Land use change and driving factors in rural China during the period 1995-2015

 
 Land use change and driving factors in rural China during the period  1995-2015
Yang Zhou    Xunhuan Li    Yansui Liu
        Land use/cover change (LUCC) is the result of interaction between human activities and biophysical processes. Extensive researches have been done on LUCC in urban China, but the understanding on rural land-use remains relatively inadequate. Based on land use, socio-economic, topographic and climate data from 1995–2015, taking China’s 31,275 townships as the research object, this study applied land-use dynamic degree (LUDD), geo-detector model and bivariate spatial autocorrelation analysis to explore the spatio-temporal pattern and driving factors of LUCC in rural China. Results show that over the past two decades, significant changes have taken place in the type and structure of land use in rural China. The cultivated land increased in northeast and northwest China, and the built-up area increased in Yangtze River Delta, Pearl River Delta and Beijing-Tianjin-Hebei region as well as Henan and Anhui provinces. More than 80 % of built-up land expansion came from the occupation of cultivated land. The Loess Plateau, Sichuan Basin, Hebei, Henan, western Xinjiang and southern Jiangsu have experienced the most serious decline in arable land.
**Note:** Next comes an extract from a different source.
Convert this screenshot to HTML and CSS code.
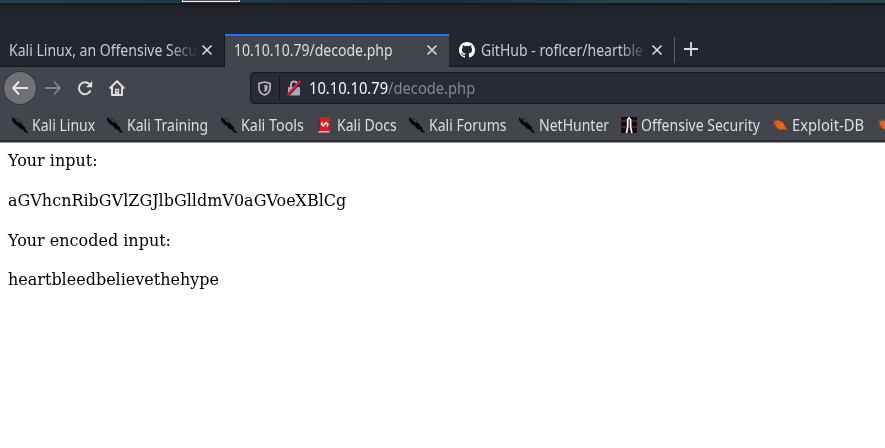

The driving force of LUCC varied greatly with space, time and land use type. Socio-economic development was the main driving force for the built area expansion, and geographical differentiation was the dominant factor in the conversion of cultivated land, forest land and grassland. The intensity of population and economic growth driving built-up land expansion decreases from east to west, while that of terrain-driven conversion of cultivated land into forest land gradually increases from west to east. These findings would provide decision support for policy-makers to formulation future sustainable land use policies. At the same time, it would help to further promote the exploration of China’s complicated human-land relationship.